Copy every line that mentions the word "picture".

▶ Supplied records
>> Begin

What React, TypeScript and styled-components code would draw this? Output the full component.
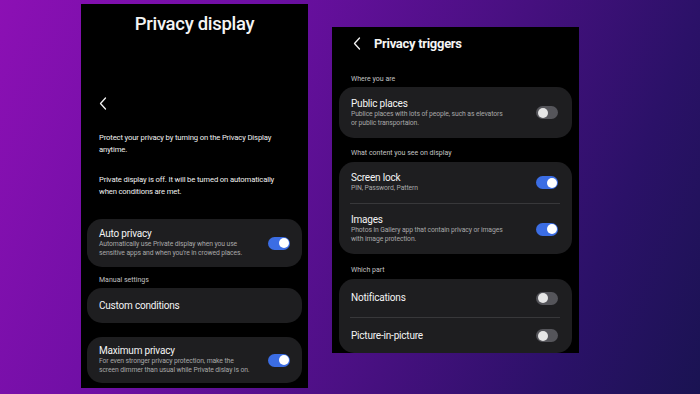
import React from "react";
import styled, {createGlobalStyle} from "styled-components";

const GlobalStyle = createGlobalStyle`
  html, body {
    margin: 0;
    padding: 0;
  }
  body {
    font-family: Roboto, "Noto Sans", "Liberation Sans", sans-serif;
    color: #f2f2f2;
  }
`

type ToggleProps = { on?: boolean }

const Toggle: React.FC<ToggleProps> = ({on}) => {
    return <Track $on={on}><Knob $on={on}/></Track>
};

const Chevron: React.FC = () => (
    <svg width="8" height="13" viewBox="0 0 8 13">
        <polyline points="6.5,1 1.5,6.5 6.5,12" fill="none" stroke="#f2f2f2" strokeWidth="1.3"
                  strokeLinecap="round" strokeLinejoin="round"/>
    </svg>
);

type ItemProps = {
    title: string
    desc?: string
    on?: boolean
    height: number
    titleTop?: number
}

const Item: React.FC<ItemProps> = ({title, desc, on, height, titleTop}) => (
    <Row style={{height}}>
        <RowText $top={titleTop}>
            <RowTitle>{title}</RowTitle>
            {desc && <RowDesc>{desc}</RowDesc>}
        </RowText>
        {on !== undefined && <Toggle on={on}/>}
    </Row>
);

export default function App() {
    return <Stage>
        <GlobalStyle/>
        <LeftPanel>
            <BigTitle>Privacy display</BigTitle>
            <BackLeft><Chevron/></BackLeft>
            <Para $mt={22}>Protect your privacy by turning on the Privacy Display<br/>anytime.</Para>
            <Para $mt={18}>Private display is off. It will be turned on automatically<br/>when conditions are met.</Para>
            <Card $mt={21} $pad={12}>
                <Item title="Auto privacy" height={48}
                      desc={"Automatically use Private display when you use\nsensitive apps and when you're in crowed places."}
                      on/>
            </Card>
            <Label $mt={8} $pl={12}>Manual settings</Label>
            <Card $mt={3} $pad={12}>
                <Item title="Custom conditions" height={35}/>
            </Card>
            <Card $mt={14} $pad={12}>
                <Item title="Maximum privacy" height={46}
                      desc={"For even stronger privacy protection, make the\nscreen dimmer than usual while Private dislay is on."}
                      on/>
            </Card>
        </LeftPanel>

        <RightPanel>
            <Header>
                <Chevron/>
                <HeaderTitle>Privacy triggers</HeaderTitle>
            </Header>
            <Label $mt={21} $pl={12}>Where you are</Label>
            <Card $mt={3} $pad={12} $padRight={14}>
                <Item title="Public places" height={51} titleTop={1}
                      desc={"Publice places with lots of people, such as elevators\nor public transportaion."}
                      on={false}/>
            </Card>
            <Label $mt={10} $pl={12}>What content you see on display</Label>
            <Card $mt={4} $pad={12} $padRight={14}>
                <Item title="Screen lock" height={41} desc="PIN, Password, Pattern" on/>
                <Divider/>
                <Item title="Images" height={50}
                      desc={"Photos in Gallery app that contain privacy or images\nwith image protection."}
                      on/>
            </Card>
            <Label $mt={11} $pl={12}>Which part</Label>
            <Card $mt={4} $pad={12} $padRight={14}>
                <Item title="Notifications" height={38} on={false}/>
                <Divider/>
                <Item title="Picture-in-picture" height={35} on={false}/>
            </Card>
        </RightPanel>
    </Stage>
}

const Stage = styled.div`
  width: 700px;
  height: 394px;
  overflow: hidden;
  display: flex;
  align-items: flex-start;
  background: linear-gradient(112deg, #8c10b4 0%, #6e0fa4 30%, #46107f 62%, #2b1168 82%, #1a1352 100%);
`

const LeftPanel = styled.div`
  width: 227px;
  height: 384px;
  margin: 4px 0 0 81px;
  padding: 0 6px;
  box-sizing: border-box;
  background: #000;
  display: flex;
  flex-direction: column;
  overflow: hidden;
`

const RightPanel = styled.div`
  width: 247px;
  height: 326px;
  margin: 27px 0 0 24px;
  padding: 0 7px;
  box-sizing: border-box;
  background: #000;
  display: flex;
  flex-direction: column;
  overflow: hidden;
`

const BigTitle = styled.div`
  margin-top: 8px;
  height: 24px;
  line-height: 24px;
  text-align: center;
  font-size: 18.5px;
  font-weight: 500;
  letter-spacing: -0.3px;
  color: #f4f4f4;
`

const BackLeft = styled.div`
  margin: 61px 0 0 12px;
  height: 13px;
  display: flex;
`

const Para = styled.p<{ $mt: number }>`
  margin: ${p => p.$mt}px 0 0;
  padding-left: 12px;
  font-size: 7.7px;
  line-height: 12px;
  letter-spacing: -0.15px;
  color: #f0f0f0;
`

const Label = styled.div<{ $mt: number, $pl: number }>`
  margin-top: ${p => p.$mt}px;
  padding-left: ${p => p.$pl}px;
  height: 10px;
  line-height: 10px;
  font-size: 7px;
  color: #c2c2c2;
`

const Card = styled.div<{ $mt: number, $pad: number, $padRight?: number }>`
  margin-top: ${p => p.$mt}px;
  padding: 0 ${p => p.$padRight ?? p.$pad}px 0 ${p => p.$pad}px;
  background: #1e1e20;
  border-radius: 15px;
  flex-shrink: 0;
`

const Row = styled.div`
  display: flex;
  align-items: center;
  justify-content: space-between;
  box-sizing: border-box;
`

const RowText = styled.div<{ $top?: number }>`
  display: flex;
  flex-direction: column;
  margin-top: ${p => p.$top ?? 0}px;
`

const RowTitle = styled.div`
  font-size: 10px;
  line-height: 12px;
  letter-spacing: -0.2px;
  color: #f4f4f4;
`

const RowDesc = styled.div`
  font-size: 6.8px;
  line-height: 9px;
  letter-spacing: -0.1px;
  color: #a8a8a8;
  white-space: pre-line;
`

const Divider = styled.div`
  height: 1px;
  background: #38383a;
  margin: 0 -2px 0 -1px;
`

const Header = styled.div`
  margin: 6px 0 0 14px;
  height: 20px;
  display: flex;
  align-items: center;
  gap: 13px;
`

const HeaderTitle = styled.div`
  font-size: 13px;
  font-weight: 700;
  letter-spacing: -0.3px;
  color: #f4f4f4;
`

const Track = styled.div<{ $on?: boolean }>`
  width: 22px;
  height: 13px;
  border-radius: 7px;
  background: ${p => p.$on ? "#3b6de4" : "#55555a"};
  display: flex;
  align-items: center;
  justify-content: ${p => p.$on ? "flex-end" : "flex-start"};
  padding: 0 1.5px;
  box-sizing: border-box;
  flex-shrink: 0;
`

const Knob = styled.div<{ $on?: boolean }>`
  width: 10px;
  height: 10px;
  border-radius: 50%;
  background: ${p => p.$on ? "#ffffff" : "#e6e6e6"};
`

>> End
>> Begin

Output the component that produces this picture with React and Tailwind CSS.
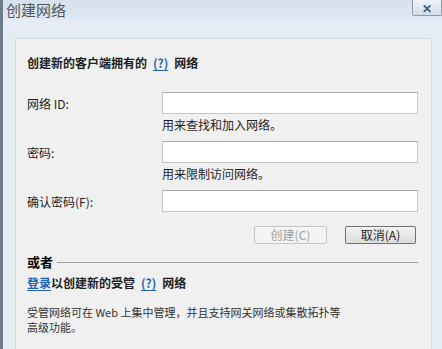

>> End

▶ Task result
                <Item title="Picture-in-picture" height={35} on={false}/>
Output the component that produces this picture with React and Tailwind CSS.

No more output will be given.